I still think the push/pop trick is pretty neat, but it might be more suitable for minsize, as you say.

Use the xor inc/dec technique instead.

Let me know what you think.

Follow-up from the previous patch:

joerg pointed out on IRC that we should definitely do push-pop for minsize (I agree), and maybe also at optsize for all values that are not -1 and 1 (I don't have a strong opinion yet).

majnemer wondered if the clobbering of EFLAGS was properly tracked. I believe it was: the pattern expands to instructions that declare this dependence; the pattern shouldn't (can't) declare that itself. He also expressed concern that we're increasing the pressure on the EFLAGS. That's true, but I don't think it's a big problem in practice.

A serious problem with the previous patch is that it broke re-materialization. To handle that, I think we have to use pseudo instructions. My new patch does that.

I also realized that the size trade-offs are more complex in 64-bit mode. For example, xor-inc takes 4 bytes there, but 6 bytes if REX-prefixed. That means it's not profitable for registers that need REX (except 64-bit -1). I could use the GR32_NOREX register class on the pseudo instructions, but (I think) that means we'd no longer be able to materialize these constants in REX registers. We could also make the pseudo expand to different things depending on register class, but then it's getting iffy.

And, in 64-bit mode, 32-bit "or -1" and 64-bit push-pop are still only 3 bytes (4 bytes with REX), so shorter than xor-inc -- maybe we should use one of them instead?

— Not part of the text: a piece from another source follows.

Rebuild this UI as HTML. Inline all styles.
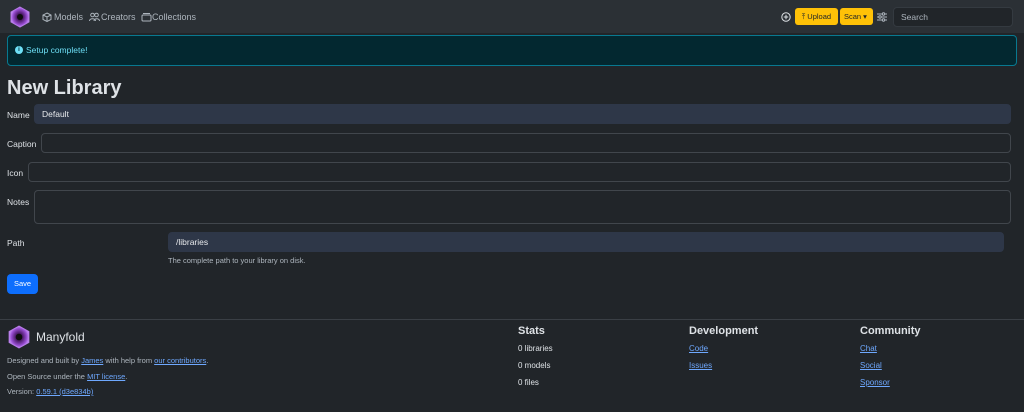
<!DOCTYPE html>
<html><head><meta charset="utf-8"><style>
*{box-sizing:border-box;margin:0;padding:0}
body{width:1024px;height:412px;overflow:hidden;background:#212529;color:#dee2e6;font-family:"Liberation Sans",sans-serif;font-size:8.5px;position:relative}
.a{position:absolute}
.nav{left:0;top:0;width:1024px;height:33px;background:#2b3035}
.in{position:absolute;border:1px solid #41464c;border-radius:4px;background:#212529}
.fill{background:#2e3748;border-color:#2e3748;color:#e8eaed;padding-left:7px;line-height:18px;font-size:8.5px}
.lbl{position:absolute;left:7px;font-size:8.5px;color:#dee2e6}
a{color:#6ea8fe;text-decoration:underline}
.h{font-weight:bold;font-size:11px;color:#dee2e6}
</style></head><body>
<div class="a nav"></div>
<svg class="a" style="left:9px;top:6px" width="22" height="22" viewBox="0 0 22 22">
<defs><radialGradient id="g"><stop offset="0" stop-color="#111"/><stop offset=".35" stop-color="#4a1a66"/><stop offset=".8" stop-color="#9b4fd6"/><stop offset="1" stop-color="#c18cf0"/></radialGradient></defs>
<polygon points="11,1 20,6 20,16 11,21 2,16 2,6" fill="url(#g)" stroke="#b77ce8" stroke-width="1"/><circle cx="11" cy="11" r="3" fill="#0d0d0d"/></svg>
<svg class="a" style="left:42px;top:12px" width="10" height="10" viewBox="0 0 10 10" fill="none" stroke="#adb5bd" stroke-width="1"><polygon points="5,1 9,3 9,7.5 5,9.5 1,7.5 1,3"/><path d="M1,3 5,5 9,3 M5,5V9.5"/></svg>
<div class="a" style="left:54px;top:12px;color:#adb5bd;font-size:9px">Models</div>
<svg class="a" style="left:89px;top:12px" width="11" height="10" viewBox="0 0 11 10" fill="none" stroke="#adb5bd" stroke-width="1"><circle cx="3.5" cy="3" r="1.8"/><circle cx="7.5" cy="3" r="1.8"/><path d="M0.5,9c0-3 6-3 6,0M5,9c0-3 5.5-3 5.5,0"/></svg>
<div class="a" style="left:101px;top:12px;color:#adb5bd;font-size:9px">Creators</div>
<svg class="a" style="left:141px;top:12px" width="11" height="10" viewBox="0 0 11 10" fill="none" stroke="#adb5bd" stroke-width="1"><rect x="1" y="3" width="9" height="6" rx="1"/><path d="M2,1.5h7"/></svg>
<div class="a" style="left:152px;top:12px;color:#adb5bd;font-size:9px">Collections</div>
<svg class="a" style="left:781px;top:12px" width="10" height="10" viewBox="0 0 10 10" fill="none" stroke="#dee2e6" stroke-width="1"><circle cx="5" cy="5" r="4.2"/><path d="M5,2.8v4.4M2.8,5h4.4"/></svg>
<div class="a" style="left:795px;top:8px;width:43px;height:17px;background:#ffc107;border-radius:3px;color:#212529;font-size:7.5px;line-height:17px;text-align:center">⤒ Upload</div>
<div class="a" style="left:840px;top:8px;width:33px;height:17px;background:#ffc107;border-radius:3px;color:#212529;font-size:7.5px;line-height:17px;padding-left:4px">Scan ▾</div>
<svg class="a" style="left:877px;top:12px" width="10" height="10" viewBox="0 0 10 10" stroke="#adb5bd" stroke-width="1"><path d="M0,2h10M0,5h10M0,8h10"/><circle cx="6.5" cy="2" r="1.2" fill="#2b3035"/><circle cx="3" cy="5" r="1.2" fill="#2b3035"/><circle cx="6.5" cy="8" r="1.2" fill="#2b3035"/></svg>
<div class="a" style="left:893px;top:7px;width:120px;height:20px;background:#212529;border:1px solid #343a40;border-radius:4px;color:#adb5bd;font-size:8.5px;line-height:18px;padding-left:7px">Search</div>
<div class="a" style="left:7px;top:35px;width:1010px;height:31px;background:#032830;border:1px solid #087990;border-radius:4px"></div>
<div class="a" style="left:15px;top:46px;width:8px;height:8px;border-radius:50%;background:#6edff6;color:#032830;font-size:6px;line-height:8px;text-align:center;font-weight:bold">i</div>
<div class="a" style="left:26px;top:45px;color:#6edff6;font-size:8.5px">Setup complete!</div>
<div class="a" style="left:7px;top:77px;font-size:20px;font-weight:bold;color:#dee2e6">New Library</div>
<div class="lbl" style="top:110px">Name</div>
<div class="in fill" style="left:34px;top:104px;width:977px;height:20px">Default</div>
<div class="lbl" style="top:139px">Caption</div>
<div class="in" style="left:41px;top:133px;width:970px;height:20px"></div>
<div class="lbl" style="top:168px">Icon</div>
<div class="in" style="left:28px;top:162px;width:983px;height:20px"></div>
<div class="lbl" style="top:197px">Notes</div>
<div class="in" style="left:34px;top:190px;width:977px;height:34px"></div>
<div class="lbl" style="top:238px">Path</div>
<div class="in fill" style="left:168px;top:232px;width:836px;height:20px">/libraries</div>
<div class="a" style="left:168px;top:256px;color:#adb5bd;font-size:7.5px">The complete path to your library on disk.</div>
<div class="a" style="left:7px;top:274px;width:31px;height:20px;background:#0d6efd;border-radius:4px;color:#fff;font-size:7.5px;line-height:20px;text-align:center">Save</div>
<div class="a" style="left:0;top:319px;width:1024px;height:1px;background:#3a3f45"></div>
<svg class="a" style="left:7px;top:325px" width="24" height="24" viewBox="0 0 22 22"><polygon points="11,1 20,6 20,16 11,21 2,16 2,6" fill="url(#g)" stroke="#b77ce8" stroke-width="1"/><circle cx="11" cy="11" r="3" fill="#0d0d0d"/></svg>
<div class="a" style="left:36px;top:330px;font-size:12px;color:#dee2e6">Manyfold</div>
<div class="a" style="left:7px;top:356px;font-size:7.5px;color:#adb5bd">Designed and built by <a>James</a> with help from <a>our contributors</a>.</div>
<div class="a" style="left:7px;top:372px;font-size:7.5px;color:#adb5bd">Open Source under the <a>MIT license</a>.</div>
<div class="a" style="left:7px;top:387px;font-size:7.5px;color:#adb5bd">Version: <a>0.59.1 (d3e834b)</a></div>
<div class="a h" style="left:518px;top:325px">Stats</div>
<div class="a" style="left:518px;top:344px;font-size:8px">0 libraries</div>
<div class="a" style="left:518px;top:361px;font-size:8px">0 models</div>
<div class="a" style="left:518px;top:378px;font-size:8px">0 files</div>
<div class="a h" style="left:689px;top:325px">Development</div>
<div class="a" style="left:689px;top:344px;font-size:8px"><a>Code</a></div>
<div class="a" style="left:689px;top:361px;font-size:8px"><a>Issues</a></div>
<div class="a h" style="left:860px;top:325px">Community</div>
<div class="a" style="left:860px;top:344px;font-size:8px"><a>Chat</a></div>
<div class="a" style="left:860px;top:361px;font-size:8px"><a>Social</a></div>
<div class="a" style="left:860px;top:378px;font-size:8px"><a>Sponsor</a></div>
</body></html>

To get this patch moving, I would like to punt on the 64-bit issue and just do the 32-bit 1 and -1. What do you think?

DavidKreitzer added inline comments.Dec 11 2015, 7:21 AM

lib/Target/X86/X86InstrCompiler.td
270 ↗	(On Diff #42330)	What is the advantage of defining new pseudo-ops for mov 1 and mov -1 vs. simply using MOV32ri and expanding it post-RA where you could consider all the relevant factors such as OptForSize, OptForMinSize, the immediate value, whether the destination register requires REX, etc.? I suppose the pseudos convey your intent to later expand to xor+inc/dec, but that hardly seems to justify the added complexity. The new pseudos are consistent with what's being done with MOV32r0, so my question applies equally to the existing MOV32r0 code.
lib/Target/X86/X86InstrInfo.cpp
2483 ↗	(On Diff #42330)	The immediate value needs to be adjusted for MOV32r1/MOV32r_1.

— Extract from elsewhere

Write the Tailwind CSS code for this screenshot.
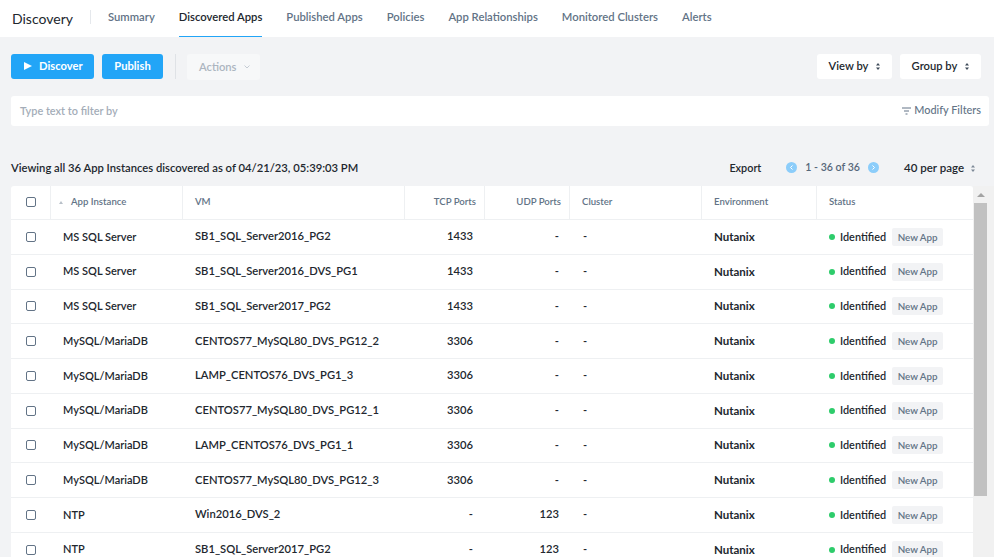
<!DOCTYPE html>
<html lang="en">
<head>
    <meta charset="UTF-8">
    <title>Discovery</title>
    <script src="https://cdn.jsdelivr.net/npm/@tailwindcss/browser@4"></script>
</head>
<body class="bg-[#f2f3f5] h-[557px] overflow-hidden font-['Lato',sans-serif] text-[11.2px] text-[#22272e]">

    <!-- Top nav -->
    <nav class="h-[37px] bg-white flex items-stretch pl-3">
        <div class="flex items-center">
            <span class="text-[14px] text-[#22272e] w-[78px] pb-[1px]">Discovery</span>
            <span class="w-px h-[14px] bg-[#e5e8ec] mr-[17px] mb-[3px]"></span>
        </div>
        <div class="flex gap-[24px] font-semibold text-[#627386] text-[11.28px]">
            <a class="pt-[9px]">Summary</a>
            <a class="pt-[9px] text-[#22272e] border-b border-[#22a5f7]">Discovered Apps</a>
            <a class="pt-[9px]">Published Apps</a>
            <a class="pt-[9px]">Policies</a>
            <a class="pt-[9px]">App Relationships</a>
            <a class="pt-[9px]">Monitored Clusters</a>
            <a class="pt-[9px]">Alerts</a>
        </div>
    </nav>

    <!-- Toolbar -->
    <div class="flex items-center mt-[17px] ml-[11px] mr-[13px] h-[25px] font-semibold">
        <button class="h-[25px] w-[83px] bg-[#22a5f7] rounded-[3px] text-white flex items-center pl-[13px] pb-[1px] gap-[7px] font-bold">
            <svg class="w-[8px] h-[8px]" viewBox="0 0 8 8" fill="#fff"><path d="M0 0l8 4-8 4z"/></svg>
            Discover
        </button>
        <button class="h-[25px] w-[61px] ml-[8px] pb-[1px] bg-[#22a5f7] rounded-[3px] text-white font-bold">Publish</button>
        <span class="w-px h-[25px] bg-[#dfe2e6] ml-[12px] mr-[11px]"></span>
        <button class="h-[26px] w-[73px] bg-[#f7f8f9] rounded-[3px] text-[#acb5c0] flex items-center pl-[12px] pt-[1px] gap-[7px]">
            Actions
            <svg class="w-[6px] h-[4px]" viewBox="0 0 6 4" fill="none" stroke="#c5ccd4"><path d="M.5.5L3 3 5.500.5"/></svg>
        </button>
        <button class="ml-auto h-[25px] w-[75px] bg-white rounded-[3px] flex items-center justify-center gap-[8px] pb-[1px]">
            View by
            <svg class="w-[4px] h-[7px]" viewBox="0 0 4 7" fill="#3d4a58"><path d="M2 0l2 2.500H0zM2 7L0 4.500h4z"/></svg>
        </button>
        <button class="ml-[8px] h-[25px] w-[81px] bg-white rounded-[3px] flex items-center justify-center gap-[8px] pb-[1px]">
            Group by
            <svg class="w-[4px] h-[7px]" viewBox="0 0 4 7" fill="#3d4a58"><path d="M2 0l2 2.500H0zM2 7L0 4.500h4z"/></svg>
        </button>
    </div>

    <!-- Filter bar -->
    <div class="mt-[17px] ml-[11px] mr-[5px] h-[30px] bg-white rounded-[3px] flex items-center justify-between pl-[9px] pr-[8px]">
        <span class="font-semibold text-[#a4adb8] text-[10.9px]">Type text to filter by</span>
        <span class="flex items-center gap-[3px] text-[#627386] font-medium text-[10.9px] pb-[2px]">
            <svg class="w-[9px] h-[8px] mt-[2px]" viewBox="0 0 9 8" fill="none" stroke="#627386"><path d="M0 1h9M2 4h5M3.500 7h2"/></svg>
            Modify Filters
        </span>
    </div>

    <!-- Summary line -->
    <div class="mt-[32px] ml-[11px] mr-[19px] h-[20px] flex items-center font-semibold">
        <span class="text-[11.24px]">Viewing all 36 App Instances discovered as of 04/21/23, 05:39:03 PM</span>
        <span class="ml-auto text-[10.8px]">Export</span>
        <span class="ml-[25px] flex items-center gap-[8px] text-[#56677a] text-[10.6px]">
            <span class="w-[11px] h-[11px] rounded-full bg-[#8ccdfa] flex items-center justify-center">
                <svg class="w-[3px] h-[5px]" viewBox="0 0 3 5" fill="none" stroke="#fff"><path d="M2.500.5L.5 2.500l2 2"/></svg>
            </span>
            1 - 36 of 36
            <span class="w-[11px] h-[11px] rounded-full bg-[#8ccdfa] flex items-center justify-center">
                <svg class="w-[3px] h-[5px]" viewBox="0 0 3 5" fill="none" stroke="#fff"><path d="M.5.5l2 2-2 2"/></svg>
            </span>
        </span>
        <span class="ml-[25px] text-[11.5px]">40 per page</span>
        <svg class="ml-[7px] w-[4px] h-[7px]" viewBox="0 0 4 7" fill="#7c8896"><path d="M2 0l2 2.500H0zM2 7L0 4.500h4z"/></svg>
    </div>

    <!-- Table + scrollbar -->
    <div class="mt-[8px] ml-[11px] h-[371px] overflow-hidden flex">
        <div class="w-[962px] bg-white rounded-t-[3px]">
            <div class="h-[34px] flex border-b border-[#eef0f2] text-[9.6px] font-semibold text-[#627386]">
                <div class="w-[40px] border-r border-[#eef0f2] flex items-center pl-[15px] pb-[1px]">
                    <span class="w-[10px] h-[10px] border border-[#627386] rounded-[2px] bg-white"></span>
                </div>
                <div class="w-[132px] border-r border-[#eef0f2] flex items-center pl-[8px] gap-[8px]">
                    <svg class="w-[4px] h-[3px]" viewBox="0 0 4 3" fill="#b8c0c9"><path d="M2 0l2 3H0z"/></svg>
                    App Instance
                </div>
                <div class="w-[222px] border-r border-[#eef0f2] flex items-center pl-[12px]">VM</div>
                <div class="w-[80px] border-r border-[#eef0f2] flex items-center justify-end pr-[8px]">TCP Ports</div>
                <div class="w-[85px] border-r border-[#eef0f2] flex items-center justify-end pr-[8px]">UDP Ports</div>
                <div class="w-[132px] border-r border-[#eef0f2] flex items-center pl-[12px]">Cluster</div>
                <div class="w-[115px] border-r border-[#eef0f2] flex items-center pl-[12px]">Environment</div>
                <div class="flex-1 flex items-center pl-[12px]">Status</div>
            </div>
            <div id="rows" class="font-semibold"></div>
        </div>
        <!-- Scrollbar -->
        <div class="w-[21px] bg-[#f1f1f1] pl-[1px]">
            <div class="w-[13px] h-[17px] flex items-center justify-center">
                <svg class="w-[8px] h-[4px]" viewBox="0 0 8 4" fill="#a3a3a3"><path d="M4 0l4 4H0z"/></svg>
            </div>
            <div class="w-[13px] h-[293px] bg-[#c1c1c1]"></div>
        </div>
    </div>

    <script>
        const apps = [
            ['MS SQL Server', 'SB1_SQL_Server2016_PG2', '1433', '-'],
            ['MS SQL Server', 'SB1_SQL_Server2016_DVS_PG1', '1433', '-'],
            ['MS SQL Server', 'SB1_SQL_Server2017_PG2', '1433', '-'],
            ['MySQL/MariaDB', 'CENTOS77_MySQL80_DVS_PG12_2', '3306', '-'],
            ['MySQL/MariaDB', 'LAMP_CENTOS76_DVS_PG1_3', '3306', '-'],
            ['MySQL/MariaDB', 'CENTOS77_MySQL80_DVS_PG12_1', '3306', '-'],
            ['MySQL/MariaDB', 'LAMP_CENTOS76_DVS_PG1_1', '3306', '-'],
            ['MySQL/MariaDB', 'CENTOS77_MySQL80_DVS_PG12_3', '3306', '-'],
            ['NTP', 'Win2016_DVS_2', '-', '123'],
            ['NTP', 'SB1_SQL_Server2017_PG2', '-', '123']
        ];

        document.getElementById('rows').innerHTML = apps.map(([app, vm, tcp, udp]) => `
            <div class="h-[34.75px] flex items-center border-b border-[#eef0f2]">
                <div class="w-[40px] pl-[15px]"><span class="block w-[10px] h-[10px] border border-[#627386] rounded-[2px]"></span></div>
                <div class="w-[132px] pl-[12px] text-[11px]">${app}</div>
                <div class="w-[222px] pl-[12px]">${vm}</div>
                <div class="w-[80px] text-right pr-[12px]">${tcp}</div>
                <div class="w-[85px] text-right pr-[11px]">${udp}</div>
                <div class="w-[132px] pl-[13px]">-</div>
                <div class="w-[115px] pl-[12px] font-bold text-[11.5px] pb-[1px]">Nutanix</div>
                <div class="flex-1 pl-[12px] flex items-center text-[10.9px]">
                    <span class="w-[6px] h-[6px] rounded-full bg-[#2ecc6b] mr-[5px]"></span>Identified
                    <span class="ml-[6px] h-[18px] w-[51px] flex items-center justify-center bg-[#f2f3f5] rounded-[2px] text-[9.8px] text-[#627386]">New App</span>
                </div>
            </div>`).join('');
    </script>

</body>
</html>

emaste added a subscriber: emaste.Dec 11 2015, 7:22 AM

hans marked an inline comment as done.Dec 11 2015, 10:53 AM

hans added inline comments.

lib/Target/X86/X86InstrCompiler.td
270 ↗	(On Diff #42330)	The reason I was doing it this way is that I was copying MOV32r0 :-) (That one was added back in r25872, changed to be expanded by X86MCInstLower in r95433, and then to expand by expandPostRAPseudo in r198254.) I'm still very new to the backend, so I might be getting this wrong, but one reason I can think of for having a separate instruction for MOV32r0 is to specify that it clobbers EFLAGS, whereas MOV32ri does not. If we expanded MOV32ri in expandPostRAPseudo instead, there would be no guarantee that the instruction isn't in a place where EFLAGS is live. We could check for that situation and not use xor, but I think that would be a pessimization. Does that make sense?

Get the value right when re-materializing with mov.

DavidKreitzer added inline comments.Dec 11 2015, 3:33 PM

lib/Target/X86/X86InstrCompiler.td
270 ↗	(On Diff #42544)	I certainly can't argue with the logic that what you are adding is consistent with MOV32r0. And from that perspective, I think your patch is fine the way it is. I just wonder if using MOV32ri universally and having a late expansion that chooses between the many possible implementations is a better long term direction. I understand your point about the EFLAGS clobber, but note that the pessimism works both ways. The MOV32r0 prevents transformations that would make EFLAGS live across it, e.g. to remove a redundant compare. We'd probably prefer to remove the redundant compare & use "mov $0, %eax" to generate the 0 than leave the redundant compare & use "xor %eax, %eax". (Of course, you could specifically check for MOV32r0 and convert it to MOV32ri when the transformation happens just like X86InstrInfo::rematerialize is doing, but you could do the same sort of thing with the MOV32ri representation.)
lib/Target/X86/X86InstrInfo.cpp
2475 ↗	(On Diff #42544)	I like this improvement, thanks!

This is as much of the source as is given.